Il restait encore la possibilité théorique de poursuivre Chirac devant une Haute Cour. Le député du PS Arnaud Montebourg fit parler de lui en essayant de réunir 58 signatures de députés pour provoquer le vote de l'assemblée. Il n'y réussit pas, faute du soutien du PS venu à son tour au secours de Chirac. De toute façon, les juges qui auraient pu constituer cette Haute Cour firent savoir dans la presse qu'ils soutenaient le président.

Pour le reste, le parquet de Créteil veilla au gain. En 2001, toute la partie de l'instruction mettant en cause Chirac fut stoppée pour "vice de forme" et Halphen fut dessaisi du dossier. Au bout du compte, les politiques mis en cause, Roussin ou Tibéri, bénéficièrent d'un "non-lieu". Quant à Chirac, aux dernières nouvelles, il est toujours président de la République.

Et voilà pourquoi, on ne retrouve dans le box que des comparses qui agissaient pour le compte de plus puissants.

Mais, même sans preuve juridique, il reste un fait évident: pendant des années -depuis toujours? - les grandes entreprises ont financé les partis politiques avec d'autant moins de gêne que ces partis défendaient leurs intérêts de possédants. Et les pots-de-vin étaient facturés d'une façon ou d'une autre au... contribuable.

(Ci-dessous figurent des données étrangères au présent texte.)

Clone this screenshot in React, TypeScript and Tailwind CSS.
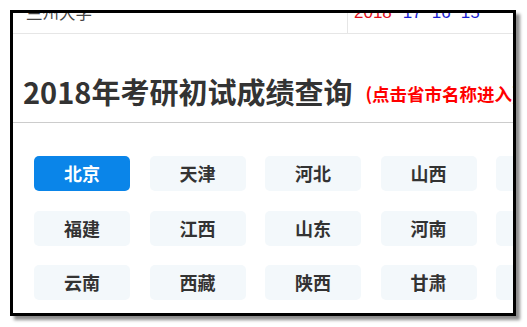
import React from 'react';

const provinces = [
    '北京', '天津', '河北', '山西', '内蒙古', '辽宁', '吉林', '黑龙江', '上海', '江苏', '浙江', '安徽',
    '福建', '江西', '山东', '河南', '湖北', '湖南', '广东', '广西', '海南', '重庆', '四川', '贵州',
    '云南', '西藏', '陕西', '甘肃', '青海', '宁夏', '新疆', '', '', '', '', '',
];

const font = { fontFamily: '"Noto Sans CJK SC", "Noto Sans", sans-serif' };

export default function App() {
    return (
        <div className="w-[527px] h-[327px] bg-white pt-[10px] pl-[10px]" style={font}>
            <div className="w-[506px] h-[306px] border-[3px] border-black bg-white overflow-hidden shadow-[4px_4px_3px_rgba(0,0,0,0.45)]">
                {/* top bar, scrolled so the text is cut */}
                <div className="h-[21px] flex border-b border-[#e6e6e6] overflow-hidden">
                    <div className="w-[335px] pl-[13px] border-r border-[#e6e6e6]">
                        <div className="-mt-[9px] text-[16.5px] leading-[16px] text-[#444]">兰州大学</div>
                    </div>
                    <div className="pl-[6px]">
                        <div className="-mt-[8px] text-[17px] leading-[16px] whitespace-nowrap flex" style={{ fontFamily: '"Liberation Sans", sans-serif' }}>
                            <span className="text-[#e0101a]">2018</span>
                            <span className="text-[#1b1fd0] ml-[11px]">17</span>
                            <span className="text-[#1b1fd0] ml-[10px]">16</span>
                            <span className="text-[#1b1fd0] ml-[10px]">15</span>
                        </div>
                    </div>
                </div>

                {/* title */}
                <div className="h-[89px] flex items-end pb-[13px] pl-[10px] border-b border-[#cccccc] whitespace-nowrap overflow-hidden">
                    <span className="text-[29px] leading-[36px] font-bold text-[#333]">2018年考研初试成绩查询</span>
                    <span className="ml-[13px] mb-[4px] text-[17.5px] leading-[22px] font-bold text-[#f00]">(点击省市名称进入)</span>
                </div>

                {/* province grid */}
                <div className="pt-[33px] pl-[21px] overflow-hidden">
                    <div className="grid grid-cols-[repeat(12,96px)] gap-x-[19.5px] gap-y-[19.5px] w-max">
                        {provinces.map((p, i) => (
                            <div
                                key={i}
                                className={
                                    i === 0
                                        ? 'h-[35px] rounded-[5px] bg-[#0a85e9] text-white text-[18px] font-bold flex items-center justify-center'
                                        : 'h-[35px] rounded-[5px] bg-[#f3f8fb] text-[#333] text-[18px] font-bold flex items-center justify-center'
                                }
                            >
                                {p}
                            </div>
                        ))}
                    </div>
                </div>
            </div>
        </div>
    );
}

Mais, miracle de la démocratie, les politiciens ou les PDG des grandes entreprises, un court moment mis en cause, sont retournés à leurs occupations. Le tourbillon des affaires levé dans les années quatre-vingt-dix est retombé dans une impunité quasi générale. Car c'est bien connu, pour les affaires, dans tous les sens du terme, rien ne vaut le plus grand secret!